Frequently Asked Questions (FAQ)
Jump Search is a beginner-friendly algorithm, but questions often arise while learning.
Q1. What is the time complexity of Jump Search?
The time complexity is O(√n), which is faster than Linear Search for large arrays but not as fast as Binary Search for uniformly distributed data.
Q2. Can Jump Search work on unsorted arrays?
No, the array must be sorted for Jump Search to function correctly.
Q3. How is the step size chosen?
The optimal step size is the square root of the array length, as it balances the jump and linear search phases.
Q4. Can Jump Search handle negative and decimal numbers?
Yes, as long as the array is sorted, Jump Search works with any numeric values, including negatives and floating-point numbers.

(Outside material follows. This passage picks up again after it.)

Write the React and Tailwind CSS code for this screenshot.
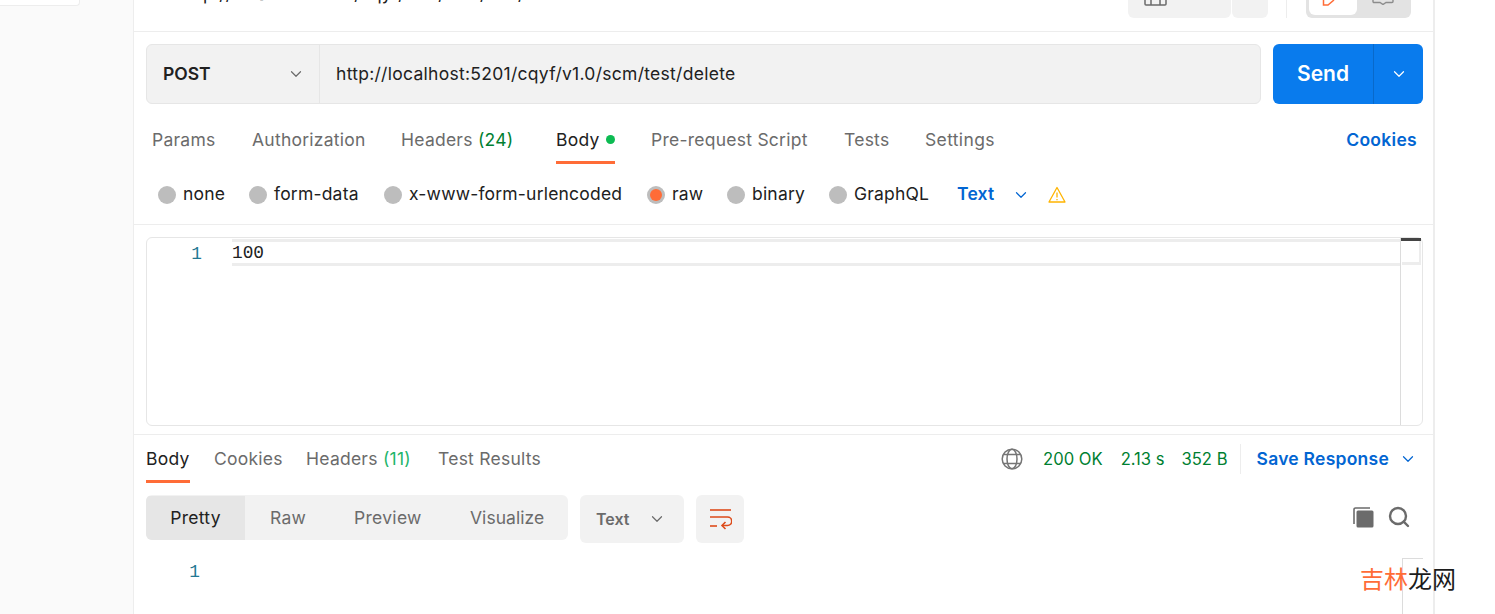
import { ChevronDown, Search } from "lucide-react";

const requestTabs = [
  { label: "Params", width: "w-[100px]" },
  { label: "Authorization", width: "w-[149px]" },
  { label: "Headers", count: "(24)", width: "w-[155px]" },
];

const bodyTypes = [
  { label: "none", width: "w-[91px]" },
  { label: "form-data", width: "w-[135px]" },
  { label: "x-www-form-urlencoded", width: "w-[263px]" },
  { label: "raw", width: "w-[80px]", active: true },
  { label: "binary", width: "w-[102px]" },
  { label: "GraphQL", width: "w-[128px]" },
];

const Radio = ({ active }) => (
  <span className="flex h-[18px] w-[18px] items-center justify-center rounded-full bg-[#bdbdbd]">
    {active && <span className="h-3 w-3 rounded-full bg-[#ff6c37]" />}
  </span>
);

const WrapIcon = () => (
  <svg width="24" height="24" viewBox="0 0 24 24" fill="none" stroke="#dd4b1a" strokeWidth="1.6">
    <path d="M2 3h21" />
    <path d="M2 10h17.5a4.2 4.2 0 0 1 0 8.5H14" />
    <path d="M17.5 15 14 18.5l3.5 3.5" />
    <path d="M2 19h7" />
  </svg>
);

const CopyIcon = () => (
  <svg width="24" height="24" viewBox="0 0 24 24" fill="none">
    <path d="M3 19V4.5A1.5 1.5 0 0 1 4.5 3H19" stroke="#6b6b6b" strokeWidth="1.6" />
    <rect x="5.5" y="5.5" width="17" height="17" rx="1.5" fill="#6b6b6b" />
  </svg>
);

const GlobeIcon = () => (
  <svg width="22" height="22" viewBox="0 0 22 22" fill="none" stroke="#757575" strokeWidth="1.5">
    <circle cx="11" cy="11" r="9.8" />
    <ellipse cx="11" cy="11" rx="5" ry="9.8" />
    <path d="M2.5 6.5h17M2.5 15.5h17" />
  </svg>
);

const WarningIcon = () => (
  <svg width="18" height="18" viewBox="0 0 18 18" fill="none" stroke="#ffb400" strokeWidth="1.3">
    <path d="M9 1.5 17 16H1Z" strokeLinejoin="round" />
    <path d="M9 6.5v5M9 13v1.2" />
  </svg>
);

const SaveIcon = () => (
  <svg width="23" height="6" viewBox="0 0 23 6" fill="none" stroke="#6b6b6b" strokeWidth="1.5">
    <path d="M1 0v4a1 1 0 0 0 1 1h19a1 1 0 0 0 1-1V0M7 0v5M16 0v5" />
  </svg>
);

const PenIcon = () => (
  <svg width="14" height="6" viewBox="0 0 14 6" fill="none" stroke="#ff6c37" strokeWidth="1.5">
    <path d="M1.5 0v5h4.5L12 0" />
  </svg>
);

const CommentIcon = () => (
  <svg width="22" height="5" viewBox="0 0 22 5" fill="none" stroke="#8c8c8c" strokeWidth="1.4">
    <path d="M1 0v1.5a1 1 0 0 0 1 1h6l3 2 3-2h6a1 1 0 0 0 1-1V0" />
  </svg>
);

const App = () => {
  return (
    <div className="relative flex h-[614px] w-[1495px] overflow-hidden bg-white font-['Inter',sans-serif] text-[17.5px] text-[#212121]">
      <aside className="h-full w-[134px] shrink-0 border-r border-[#ededed] bg-[#fafafa]">
        <div className="h-[6px] w-[80px] rounded-br border-b border-r border-[#ededed] bg-white" />
      </aside>

      <main className="h-full w-[1301px] shrink-0 border-r-2 border-[#ededed]">
        {/* header row, cut off by the top of the window */}
        <div className="flex h-[32px] border-b border-[#ededed] pr-[22px]">
          <div className="ml-[47px] -mt-[19px] h-[23px] overflow-hidden tracking-[0.2px]">
            http://localhost:5201/cqyf/v1.0/scm/test/delete
          </div>
          <div className="ml-auto flex h-[18px] items-start">
            <div className="h-[18px] w-[103px] rounded-b-md bg-[#f2f2f2] pl-[16px]">
              <SaveIcon />
            </div>
            <div className="ml-px h-[18px] w-[36px] rounded-b-md bg-[#f2f2f2]" />
            <div className="ml-[18px] h-[18px] w-px bg-[#ededed]" />
            <div className="ml-[19px] flex h-[18px] w-[105px] rounded-b-md bg-[#e3e3e3] pb-[3px] pl-[3px]">
              <div className="h-[15px] w-[48px] rounded-b-md bg-white pl-[13px]">
                <PenIcon />
              </div>
              <div className="pl-[15px]">
                <CommentIcon />
              </div>
            </div>
          </div>
        </div>

        {/* url bar */}
        <div className="flex pl-3 pr-[10px] pt-3">
          <div className="flex h-[60px] w-[1115px] overflow-hidden rounded-md border border-[#e6e6e6] bg-[#f2f2f2]">
            <div className="flex w-[173px] items-center justify-between border-r border-[#e6e6e6] pl-4 pr-[14px] font-semibold">
              POST
              <ChevronDown size={18} strokeWidth={1.6} className="text-[#6b6b6b]" />
            </div>
            <div className="flex items-center pl-4 tracking-[0.28px]">http://localhost:5201/cqyf/v1.0/scm/test/delete</div>
          </div>
          <div className="ml-3 flex h-[60px] w-[150px] overflow-hidden rounded-md bg-[#097bed] text-white">
            <div className="flex w-[100px] items-center justify-center text-[21px] font-semibold">Send</div>
            <div className="flex w-[50px] items-center justify-center border-l border-[#0869ca]">
              <ChevronDown size={18} strokeWidth={1.6} />
            </div>
          </div>
        </div>

        {/* request tabs */}
        <div className="flex h-[60px] items-center pl-[18px] pr-[16px] pt-[12px] tracking-[0.25px] text-[#6b6b6b]">
          {requestTabs.map((tab) => (
            <div key={tab.label} className={tab.width}>
              {tab.label} {tab.count && <span className="text-[#007f31]">{tab.count}</span>}
            </div>
          ))}
          <div className="relative flex h-[48px] w-[95px] items-center text-[#212121]">
            Body
            <span className="ml-[6px] mb-[2px] h-[9px] w-[9px] rounded-full bg-[#0cbb52]" />
            <span className="absolute bottom-0 left-0 h-[3px] w-[59px] bg-[#ff6c37]" />
          </div>
          <div className="w-[193px]">Pre-request Script</div>
          <div className="w-[81px]">Tests</div>
          <div className="tracking-[0.35px]">Settings</div>
          <div className="ml-auto font-semibold tracking-[0.3px] text-[#0265d2]">Cookies</div>
        </div>

        {/* body type */}
        <div className="flex h-[61px] items-center border-b border-[#ededed] pl-[24px] pt-[1px]">
          {bodyTypes.map((type) => (
            <div key={type.label} className={`flex items-center gap-[7px] ${type.width}`}>
              <Radio active={type.active} />
              <span className="tracking-[0.2px]">{type.label}</span>
            </div>
          ))}
          <span className="font-semibold tracking-[0.2px] text-[#0265d2]">Text</span>
          <ChevronDown size={18} strokeWidth={1.6} className="ml-[18px] text-[#0265d2]" />
          <span className="ml-[18px]"><WarningIcon /></span>
        </div>

        {/* editor */}
        <div className="pl-3 pr-[10px] pt-3">
          <div className="flex h-[189px] w-[1277px] rounded-md border border-[#e6e6e6]">
            <div className="w-[55px] shrink-0 pt-[3px] text-right font-['Liberation_Mono',monospace] text-[17.8px] text-[#237893]">1</div>
            <div className="ml-[30px] mt-px h-[27px] w-[1169px] border-y-[3px] border-[#ededed] font-['Liberation_Mono',monospace] text-[17.8px] leading-[23px] text-[#212121]">
              100
            </div>
            <div className="w-[22px] shrink-0 border-l border-[#dcdcdc]">
              <div className="h-[3px] w-[20px] bg-[#444]" />
              <div className="ml-px h-[24px] w-[19px] border-r-[2px] border-b-[3px] border-[#ededed]" />
            </div>
          </div>
        </div>

        {/* response tabs */}
        <div className="mt-2 flex h-[49px] items-center border-t border-[#ededed] pl-3 pr-4 tracking-[0.25px] text-[#6b6b6b]">
          <div className="relative flex h-[48px] w-[68px] items-center text-[#212121]">
            Body
            <span className="absolute bottom-0 left-0 h-[3px] w-[44px] bg-[#ff6c37]" />
          </div>
          <div className="w-[92px]">Cookies</div>
          <div className="w-[132px]">Headers <span className="text-[#1fb56b]">(11)</span></div>
          <div>Test Results</div>

          <div className="ml-auto flex items-center text-[16.6px] tracking-normal text-[#007f31]">
            <span className="mr-[20px]"><GlobeIcon /></span>
            <span className="mr-[18px]">200 OK</span>
            <span className="mr-[17px]">2.13 s</span>
            <span>352 B</span>
            <span className="ml-3 mr-4 h-[30px] w-px bg-[#ededed]" />
            <span className="text-[17.5px] font-semibold tracking-[0.25px] text-[#0265d2]">Save Response</span>
            <ChevronDown size={18} strokeWidth={1.6} className="ml-[10px] text-[#0265d2]" />
          </div>
        </div>

        {/* response toolbar */}
        <div className="mt-3 flex items-start pl-3 pr-[22px]">
          <div className="flex h-[45px] w-[422px] items-center overflow-hidden rounded-md bg-[#f2f2f2] pt-px tracking-[0.3px] text-[#6b6b6b]">
            <div className="flex h-[45px] w-[99px] items-center justify-center bg-[#e6e6e6] text-[#212121]">Pretty</div>
            <div className="w-[85px] pl-[25px]">Raw</div>
            <div className="w-[116px] pl-[24px]">Preview</div>
            <div className="pl-[24px] tracking-[0.05px]">Visualize</div>
          </div>
          <div className="ml-3 flex h-[48px] w-[104px] items-center justify-between rounded-md bg-[#f2f2f2] pl-4 pr-[18px] text-[16px] font-semibold text-[#6b6b6b]">
            Text
            <ChevronDown size={18} strokeWidth={1.6} />
          </div>
          <div className="ml-3 flex h-[48px] w-[48px] items-center justify-center rounded-md bg-[#f2f2f2]">
            <WrapIcon />
          </div>
          <div className="ml-auto flex items-center gap-[12px] pt-[10px] text-[#6b6b6b]">
            <CopyIcon />
            <Search size={24} strokeWidth={2.4} />
          </div>
        </div>

        {/* response body */}
        <div className="flex pl-3 pt-[15px]">
          <div className="w-[54px] pt-[2px] text-right font-['Liberation_Mono',monospace] text-[17.8px] leading-[24px] text-[#237893]">1</div>
          <div className="ml-auto mr-[10px] h-[60px] w-[21px] border-l border-t border-[#dcdcdc]" />
        </div>
      </main>

      {/* site watermark */}
      <div className="absolute left-[1360px] top-[562px] font-['Noto_Sans_CJK_SC',sans-serif] text-[24px] leading-[32px] text-[#1c1c1c]">
        <span className="text-[#ff6c37]">吉林</span>龙网
      </div>
    </div>
  );
};

export default App;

Q5. When should I use Jump Search?
Jump Search is suitable for sorted arrays where you want better performance than Linear Search but do not need the full complexity of Binary Search.
Conclusion
Jump Search is a simple yet powerful algorithm for searching sorted arrays efficiently. By jumping ahead and then performing a smaller linear search, it reduces the number of comparisons compared to a standard Linear Search. The examples in this article cover iterative, recursive, and subroutine-based approaches and show that Jump Search works with negative numbers and floating-point values as well.
For beginners in Perl, practicing these examples provides hands-on experience with an efficient search algorithm, while reinforcing important programming concepts like loops, subroutines, recursion, and data ordering. Exploring Jump Search builds a solid foundation for learning more advanced search and sorting algorithms in the future.